Yaounde’s tough cop takes on crime - and his family
Daniel Nelson
Here’s a collector’s item: a police procedural set in Cameroon.
And it’s the setting of Untamable that makes it so watchable.
The scenario is conventional: hard-boiled policeman uses violence and threats to track down the murderer of a cop, while at home the sleuth is beset by a sea of family troubles.
The two strands of his life run alongside each other, occasionally crossing, but the effects of his tough love attitudes towards his children and relatives are more interesting — partly because detection in Cameroon as shown in this drama lacks modern techniques such as forensics (the crime scene is rapidly messed up) with the result that crime-solving depends a lot on bullying and luck (“No wonder we still use the good old whip,” he muses resignedly).
Police Commissioner Billong is a martinet, a stickler for the rules in his private and work lives, but his rules include roughing people up to make them talk and hanging them upside down until they do so.
He claims his methods get results against wayward citizens in Yaounde and against his fearful children (or at least, some of them), though after a screaming row about the way he treats one of his sons his feisty wife calls him Psycho and tells him It’s ok to control the kids, but love them first.

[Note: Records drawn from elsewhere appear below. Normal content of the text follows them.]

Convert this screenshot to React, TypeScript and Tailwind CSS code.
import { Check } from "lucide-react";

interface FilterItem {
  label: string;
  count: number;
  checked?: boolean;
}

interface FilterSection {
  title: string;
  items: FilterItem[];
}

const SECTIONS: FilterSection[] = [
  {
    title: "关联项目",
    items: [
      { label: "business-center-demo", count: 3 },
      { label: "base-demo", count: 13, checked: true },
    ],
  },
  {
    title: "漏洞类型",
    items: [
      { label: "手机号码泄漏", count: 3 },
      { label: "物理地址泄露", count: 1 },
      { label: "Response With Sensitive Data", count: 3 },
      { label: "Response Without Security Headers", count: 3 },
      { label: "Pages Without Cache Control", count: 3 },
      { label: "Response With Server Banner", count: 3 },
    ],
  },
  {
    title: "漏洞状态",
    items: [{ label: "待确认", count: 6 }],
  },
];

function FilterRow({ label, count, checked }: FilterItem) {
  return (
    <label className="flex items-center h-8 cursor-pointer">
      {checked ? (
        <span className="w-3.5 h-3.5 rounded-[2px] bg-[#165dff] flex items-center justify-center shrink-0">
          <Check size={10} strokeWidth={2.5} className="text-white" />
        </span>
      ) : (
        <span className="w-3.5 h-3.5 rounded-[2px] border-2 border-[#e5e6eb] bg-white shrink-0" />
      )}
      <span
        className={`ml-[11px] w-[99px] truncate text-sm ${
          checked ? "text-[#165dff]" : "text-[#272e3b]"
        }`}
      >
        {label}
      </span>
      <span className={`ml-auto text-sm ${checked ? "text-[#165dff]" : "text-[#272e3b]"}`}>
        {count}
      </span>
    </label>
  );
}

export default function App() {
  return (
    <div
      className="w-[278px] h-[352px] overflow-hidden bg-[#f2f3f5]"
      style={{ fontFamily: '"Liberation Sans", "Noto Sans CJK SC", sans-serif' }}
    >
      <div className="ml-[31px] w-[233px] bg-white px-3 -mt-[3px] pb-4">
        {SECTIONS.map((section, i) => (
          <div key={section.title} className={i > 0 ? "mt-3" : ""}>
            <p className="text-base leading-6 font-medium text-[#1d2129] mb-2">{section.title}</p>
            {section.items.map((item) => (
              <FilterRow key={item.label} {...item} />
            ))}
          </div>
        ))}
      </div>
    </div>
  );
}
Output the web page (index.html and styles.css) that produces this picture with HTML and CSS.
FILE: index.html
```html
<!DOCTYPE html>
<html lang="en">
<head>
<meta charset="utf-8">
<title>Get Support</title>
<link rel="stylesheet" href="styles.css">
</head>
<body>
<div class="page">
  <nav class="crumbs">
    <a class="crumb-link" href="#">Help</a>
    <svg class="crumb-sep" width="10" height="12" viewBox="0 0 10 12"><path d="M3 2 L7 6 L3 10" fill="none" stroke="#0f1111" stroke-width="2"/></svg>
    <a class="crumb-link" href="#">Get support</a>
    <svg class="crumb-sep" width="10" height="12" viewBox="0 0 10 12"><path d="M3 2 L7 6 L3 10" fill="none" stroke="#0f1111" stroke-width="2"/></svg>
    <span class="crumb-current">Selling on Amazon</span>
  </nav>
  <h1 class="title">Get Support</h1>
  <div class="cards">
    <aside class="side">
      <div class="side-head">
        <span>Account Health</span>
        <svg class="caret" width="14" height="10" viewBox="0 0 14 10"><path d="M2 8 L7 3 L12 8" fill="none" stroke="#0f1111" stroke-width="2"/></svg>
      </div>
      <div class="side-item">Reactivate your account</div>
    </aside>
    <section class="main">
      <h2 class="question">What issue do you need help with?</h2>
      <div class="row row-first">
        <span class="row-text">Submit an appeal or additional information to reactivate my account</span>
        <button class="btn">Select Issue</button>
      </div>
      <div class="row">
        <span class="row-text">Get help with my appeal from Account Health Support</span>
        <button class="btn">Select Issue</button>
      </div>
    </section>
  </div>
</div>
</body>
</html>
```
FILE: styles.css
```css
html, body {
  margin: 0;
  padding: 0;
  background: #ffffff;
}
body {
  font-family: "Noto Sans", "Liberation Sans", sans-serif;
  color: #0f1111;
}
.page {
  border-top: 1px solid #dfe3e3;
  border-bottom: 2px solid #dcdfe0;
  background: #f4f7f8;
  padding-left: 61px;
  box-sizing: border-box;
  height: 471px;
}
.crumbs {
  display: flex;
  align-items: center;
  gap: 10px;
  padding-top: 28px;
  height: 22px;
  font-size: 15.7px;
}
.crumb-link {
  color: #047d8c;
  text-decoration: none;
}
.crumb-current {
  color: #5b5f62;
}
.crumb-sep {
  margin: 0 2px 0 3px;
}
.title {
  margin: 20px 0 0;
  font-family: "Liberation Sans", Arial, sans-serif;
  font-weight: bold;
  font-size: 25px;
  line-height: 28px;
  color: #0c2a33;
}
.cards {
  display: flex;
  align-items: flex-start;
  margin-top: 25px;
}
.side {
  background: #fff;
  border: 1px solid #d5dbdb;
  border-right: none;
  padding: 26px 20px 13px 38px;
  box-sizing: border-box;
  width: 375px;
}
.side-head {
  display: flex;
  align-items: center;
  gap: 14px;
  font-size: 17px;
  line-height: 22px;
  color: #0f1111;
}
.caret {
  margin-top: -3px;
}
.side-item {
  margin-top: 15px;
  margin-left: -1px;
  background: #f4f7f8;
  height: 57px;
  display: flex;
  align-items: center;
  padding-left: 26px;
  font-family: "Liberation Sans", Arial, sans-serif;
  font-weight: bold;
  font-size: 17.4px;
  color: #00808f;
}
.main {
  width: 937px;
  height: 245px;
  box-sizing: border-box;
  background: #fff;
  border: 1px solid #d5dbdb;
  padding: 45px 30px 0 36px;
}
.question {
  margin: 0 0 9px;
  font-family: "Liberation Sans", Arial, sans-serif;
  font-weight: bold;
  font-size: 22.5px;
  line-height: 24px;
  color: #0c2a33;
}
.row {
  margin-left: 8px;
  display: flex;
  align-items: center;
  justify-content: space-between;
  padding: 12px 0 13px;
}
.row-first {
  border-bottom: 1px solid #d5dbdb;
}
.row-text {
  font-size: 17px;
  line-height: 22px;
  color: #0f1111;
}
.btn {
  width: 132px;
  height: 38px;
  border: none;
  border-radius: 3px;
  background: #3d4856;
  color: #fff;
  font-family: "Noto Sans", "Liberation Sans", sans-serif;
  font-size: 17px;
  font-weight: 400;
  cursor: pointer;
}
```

The plot rolls along at pace, despite frequent power cuts, corruption, apathetic bureaucrats and lack of resources. Billing walks tall through it all, the very definition of a heroic, flawed man, and the main characters come across as real human beings, making the best of picking a way through the complexities of everyday life in challenging circumstances.
Plaudits to director/actor Thomas Ngijol for painting such an entertainIng collision of middle=class respectability and thoughtless petty crime.